Open architectures are critical because long service military equipment may need to be deployed in a manner that’s completely at odds with its original specification.

“The nature of warfare and the threats countries face continue to evolve, so the ability to upgrade equipment and adapt it to address new threats is critical.

“We need to be able to install new avionics hardware and software, so we need to avoid proprietary systems.

“When you’re looking to upgrade the capabilities of an aircraft that may have been designed and manufactured in the 1980s or 1990s, it’s a challenge – but not an insurmountable one.

“These aircraft will not be able to meet today’s military requirements and need to be upgraded. They have to be able to support electronic support measures, synthetic vision capabilities, have the ability to operate night and day and to operate safely in commercial airspace,” explains Hart.

“If you want to upgrade the avionics – and the existing system is likely to have been as finally tuned as a Swiss watch – one solution is to overlay the legacy system with a new network that not only boosts capabilities but is able to pull data from the legacy system itself,” according to Hart.

“Your aim is to enable that network to support and provide modern levels of performance.”

However, there are just as many challenges when you are designing a modern aircraft.
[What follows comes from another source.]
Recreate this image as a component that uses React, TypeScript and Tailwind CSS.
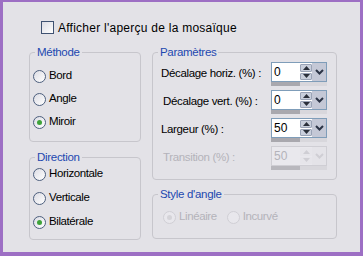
import React from "react";

const font = { fontFamily: '"Liberation Sans", Arial, sans-serif' };

function Radio({ label, checked, disabled }: { label: string; checked?: boolean; disabled?: boolean }) {
  return (
    <div className={`flex items-center gap-[3px] h-[16px] whitespace-nowrap ${disabled ? "text-[#b4b3ba]" : "text-black"}`}>
      <div
        className={`w-[13px] h-[13px] shrink-0 rounded-full border flex items-center justify-center ${
          disabled
            ? "border-[#d0cfd5] bg-[#e8e7ec]"
            : "border-[#4d5f7e] bg-gradient-to-br from-[#dcdce4] to-[#ffffff]"
        }`}
      >
        {checked && (
          <div className={`w-[5px] h-[5px] rounded-full ${disabled ? "bg-[#d4d3d8]" : "bg-[#3ea33a]"}`} />
        )}
      </div>
      <span className="text-[11.5px] tracking-[-0.4px]">{label}</span>
    </div>
  );
}

function Group({
  title,
  className,
  bodyClass,
  children,
}: {
  title: string;
  className?: string;
  bodyClass?: string;
  children: React.ReactNode;
}) {
  return (
    <fieldset className={`border border-[#c7c6cc] rounded-[4px] ${className ?? ""}`}>
      <legend className="ml-[5px] px-[2px] text-[#1d48b0] leading-[14px] text-[11.5px] tracking-[-0.3px]">{title}</legend>
      <div className={bodyClass}>{children}</div>
    </fieldset>
  );
}

function Spin({ value, disabled }: { value: string; disabled?: boolean }) {
  return (
    <div className="flex flex-col w-[56px] shrink-0">
      <div
        className={`flex h-[20px] border ${disabled ? "border-[#cfced4] bg-[#e9e8ed]" : "border-[#7f9db9] bg-white"}`}
      >
        <div className={`flex-1 pl-[2px] leading-[18px] ${disabled ? "text-[#b4b3ba]" : "text-black"}`}>{value}</div>
        <div className="w-[12px] flex flex-col justify-center gap-[1px] py-[1px]">
          <div
            className={`h-[8px] rounded-[1px] flex items-center justify-center ${
              disabled ? "bg-[#e6e5ea]" : "bg-[#c9cfdc] border border-[#9aa3b6]"
            }`}
          >
            <svg width="7" height="4" viewBox="0 0 7 4">
              <path d="M0 4 L3.5 0 L7 4 Z" fill={disabled ? "#cfced4" : "#2a2f3a"} />
            </svg>
          </div>
          <div
            className={`h-[8px] rounded-[1px] flex items-center justify-center ${
              disabled ? "bg-[#e6e5ea]" : "bg-[#c9cfdc] border border-[#9aa3b6]"
            }`}
          >
            <svg width="7" height="4" viewBox="0 0 7 4">
              <path d="M0 0 L3.5 4 L7 0 Z" fill={disabled ? "#cfced4" : "#2a2f3a"} />
            </svg>
          </div>
        </div>
        <div
          className={`w-[14px] flex items-center justify-center ${disabled ? "bg-[#e4e3e8]" : "bg-[#c4c8d6]"}`}
        >
          <svg width="9" height="6" viewBox="0 0 9 6">
            <path
              d="M1 1 L4.5 4.5 L8 1"
              fill="none"
              stroke={disabled ? "#cfced4" : "#2c3446"}
              strokeWidth="2"
            />
          </svg>
        </div>
      </div>
      <div className="flex h-[4px]">
        <div className={`w-[29px] ${disabled ? "bg-[#b8b7bd]" : "bg-[#a9a8ae]"}`} />
        <div className="flex-1 bg-[#d8d7dc]" />
      </div>
    </div>
  );
}

function Row({ label, value, disabled, indent }: { label: string; value: string; disabled?: boolean; indent?: boolean }) {
  return (
    <div className="flex items-start justify-between h-[28px]">
      <span
        className={`mt-[3px] whitespace-nowrap text-[11.5px] tracking-[-0.35px] ${indent ? "ml-[2px]" : ""} ${
          disabled ? "text-[#b4b3ba]" : "text-black"
        }`}
      >
        {label}
      </span>
      <Spin value={value} disabled={disabled} />
    </div>
  );
}

export default function App() {
  return (
    <div
      className="w-[363px] h-[256px] border-t-[2px] border-l-[3px] border-r-[3px] border-b-[4px] border-[#9d6fc4] bg-[#e3e2e7] text-[12px] overflow-hidden"
      style={font}
    >
      <div className="flex items-center gap-[4px] pl-[38px] pt-[17px] h-[34px]">
        <div className="w-[13px] h-[13px] border border-[#3f5272] bg-gradient-to-br from-[#dcdce4] to-white" />
        <span className="text-black tracking-[0.25px] whitespace-nowrap">Afficher l'aperçu de la mosaïque</span>
      </div>
      <div className="flex gap-[11px] pl-[26px] pt-[9px]">
        <div className="flex flex-col w-[112px]">
          <Group title="Méthode" className="h-[97px]" bodyClass="flex flex-col gap-[7px] pl-[3px] pt-[9px]">
            <Radio label="Bord" />
            <Radio label="Angle" />
            <Radio label="Miroir" checked />
          </Group>
          <Group title="Direction" className="h-[90px] mt-[8px]" bodyClass="flex flex-col gap-[8px] pl-[3px] pt-[2px]">
            <Radio label="Horizontale" />
            <Radio label="Verticale" />
            <Radio label="Bilatérale" checked />
          </Group>
        </div>
        <div className="flex flex-col w-[185px]">
          <Group title="Paramètres" className="h-[135px]" bodyClass="pl-[8px] pr-[9px] pt-[3px]">
            <Row label="Décalage horiz. (%) :" value="0" />
            <Row label="Décalage vert. (%) :" value="0" indent />
            <Row label="Largeur (%) :" value="50" />
            <Row label="Transition (%) :" value="50" disabled indent />
          </Group>
          <Group title="Style d'angle" className="h-[52px] mt-[7px]" bodyClass="flex gap-[10px] pl-[10px] pt-[8px]">
            <Radio label="Linéaire" checked disabled />
            <Radio label="Incurvé" disabled />
          </Group>
        </div>
      </div>
    </div>
  );
}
“Today’s designs use composite materials so that the avionics now have to be able to deal with EMC protection and possible lightning strikes, which were less of an issue in older designs – which were essentially Faraday cages.

“EMC/EMI protection is more stringent today and fibre optics have replaced traditional forms of wiring. Data and processing rates are a lot faster too, and in today’s aircraft the raw electrical power supply has to be managed by the aircraft’s own avionics,” says Hart.

When these issues are combined it makes for an exceptionally challenging design environment.

Changing nature of conflict
“The shape of modern conflict is changing too, so the military needs to be able to easily adapt its weapons and systems,” says Hart.

In today’s battlefield connectivity and interoperability are necessary requirements.

“Data collection and dissemination are critical and there’s a requirement to relay information in real-time to other assets, both in the air and on the ground,” and Hart makes the point that, “we are in a world that is now largely about asymmetric warfare, so systems designed 10-15 years ago need to be upgraded to meet new requirements.”

Hart also makes the point that today’s conflicts tend to involve multiple nations.

“In those situations, communications systems must be able to interact with one another so that they can relay tactical data and communications.”

According to Hart, “The growing use and deployment of autonomous vehicles means that communications will be critical and networks will need to be capable of processing vast amounts of data.”

Military planners are always looking to improve and enhance force capabilities, giving their military the tactical edge over adversaries, and the pressure is on design engineers to square specifications with a workable and capable solution.

When it comes to drones, for example, while they are nothing new when it comes to their use by the military, they are evolving at pace and according to Hart, will see the growing use of artificial intelligence and robotic platforms.

“One of their main uses will be in surveillance and they can be deployed for reconnaissance, gathering intelligence from the battlefield before soldiers are deployed. Likewise, the use of autonomous vehicles in the field – in terms of delivering supplies – will be extended, but that will depend on developments in battery technology.”

Curtiss-Wright has a close working relationship with defence and research organisations, like DSTL and Innovate in the UK, and is involved in looking at how technology is likely to evolve and how it might be deployed.

“The use of augmented reality and how data and intelligence is made available to the end user is going to be critical,” according to Hart. “Much of this is actually being driven by innovation in the gaming industry. Interestingly, the growing use of technology is raising issues around weight as more technology is deployed.”

The use of open systems and COTS also raises concerns for military planners in terms of security, according to Hart.

“While avionics architectures have tended to be locked down, the evolution of more connected aircraft will introduce risks if the security levels of wireless networks are able to be breached – most manufacturers, operators are fully aware of this.

“Beyond avionics though, there are certainly high risks, especially as the military looks at edge processing and at addressing growing bandwidth issues.

“If a device is brought down or lost – a UAV, for example - it’s quite possible that detailed tactical and security data could be lost. How do we control that – it’s a huge risk going forward.”

According to Hart, when it comes to obsolescence, it’s critical that industry looks at upgrading legacy equipment with the necessary cybersecurity features that are capable of meeting evolving protocols and standards.

“It’s not just weapons that are vulnerable but position, navigation and timings systems and, if your security is compromised, there’s a real risk that all platform linked systems will be made vulnerable.”